Purpose : No successful treatment options currently exist to prevent photoreceptor cell death. Our laboratory has shown that reprogramming photoreceptor metabolism via activation of PKM2 is a novel therapeutic strategy for neuroprotection. However, the low aqueous solubility and structural features of the lead compound, ML-265, limit its translational potential. The goal of this study was to develop the next generation of small molecule PKM2 activators, designed specifically for intraocular delivery.

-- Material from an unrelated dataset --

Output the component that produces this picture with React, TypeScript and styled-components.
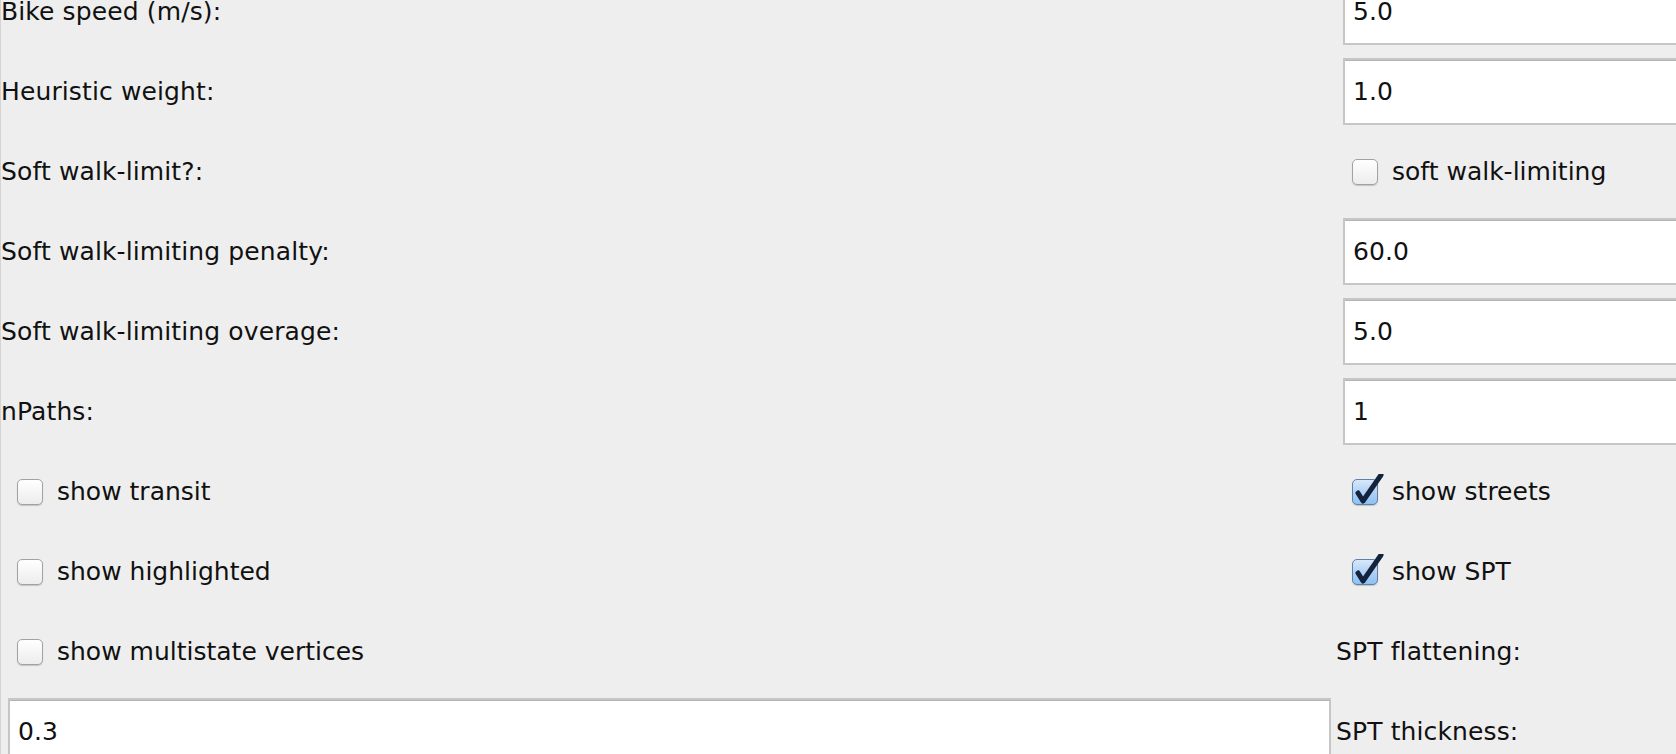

Methods : Medicinal chemistry efforts identified optimal heterocyclic replacements for the thienopyrrolopyridazinone core of ML-265 based on ClogP values and docking profile in a PKM2 model. Substitutions for the aniline and sulfoxide moieties focused on structurally related heterocyclic systems and solubilizing functional groups, respectively. Solubility of the analogues was tested at pH 7.4. The ability of the analogues to activate PKM2 was tested with recombinant human PKM2, in vitro in 661W cells, and in vivo in rats via intravitreal injections using a continuous, enzyme coupled assay that measures the depletion of NADH via absorbance at 340 nm. To determine efficacy, 661W cells were pre-treated with the novel analogue or vehicle prior to treatment with Fas ligand. Caspase activity and cell viability were measured.

Results : Analogues of ML-265 were developed with five novel tricyclic core structures. The analogues showed nanomolar potency with recombinant PKM2, and four of these novel cores provided nanomolar potency in vitro in 661W cells. The pyridazinoindolone core (MCTI-313) maintained potency as compared to ML-265 when tested in vivo via intravitreal injections in rats. Treatment with MCTI-313 reduced entrance into the apoptotic cascade and improved cell viability in an in vitro model of outer retinal stress. Thus, structure-activity relationships were explored using this core and various substitutions for the sulfoxide and aniline moieties. Replacing the sulfoxide group with a methoxy group and the aniline moiety with a phenyl group, respectively, maintained potency with recombinant PKM2 and in vitro as compared to ML-265.

Conclusions : As no other molecules are in the pharmaceutical pipeline or being developed for metabolic reprogramming of photoreceptors, this study is the first to develop the next generation of novel, structurally diverse, PKM2 activators for intraocular delivery.

This is a 2020 ARVO Annual Meeting abstract.